In the Opensolr Control Panel, you can configure these exclusions in the search.xml configuration file. They are added as fq (filter query) parameters in the appends section, which means they are automatically applied to every search query:
<lst name="appends"> <str name="fq">-uri_s:*/taxonomy*</str> <str name="fq">-uri_s:*/admin*</str> <str name="fq">-uri_s:*/tag/*</str> <str name="fq">-uri_s:*/store-locator*</str> </lst>
The - prefix means "exclude". The uri_s field is the exact string version of the URL, and * is a wildcard.
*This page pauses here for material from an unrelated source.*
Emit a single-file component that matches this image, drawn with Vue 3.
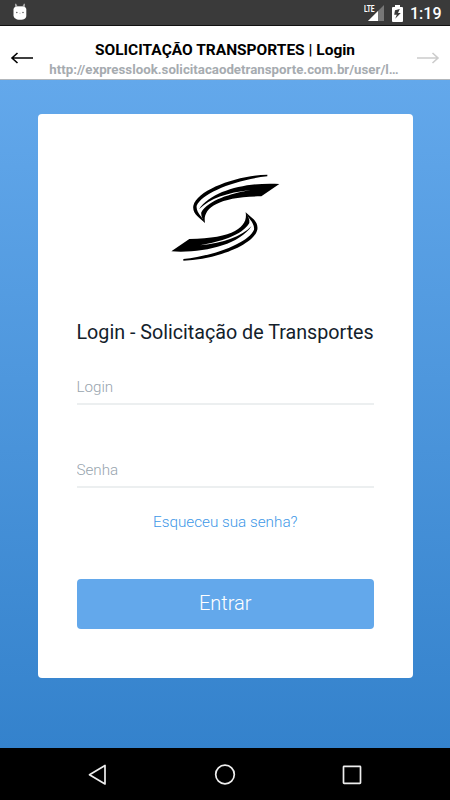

So -uri_s:*/taxonomy* means "exclude any URL containing /taxonomy".
You can also exclude by other fields:
<str name="fq">-og_image:"https://example.com/default-placeholder.jpg"</str>
This is a powerful way to clean up your search results without re-crawling.
Tip: You can also apply these exclusions dynamically in your application by adding
fqparameters to your API queries, without modifying the search.xml config.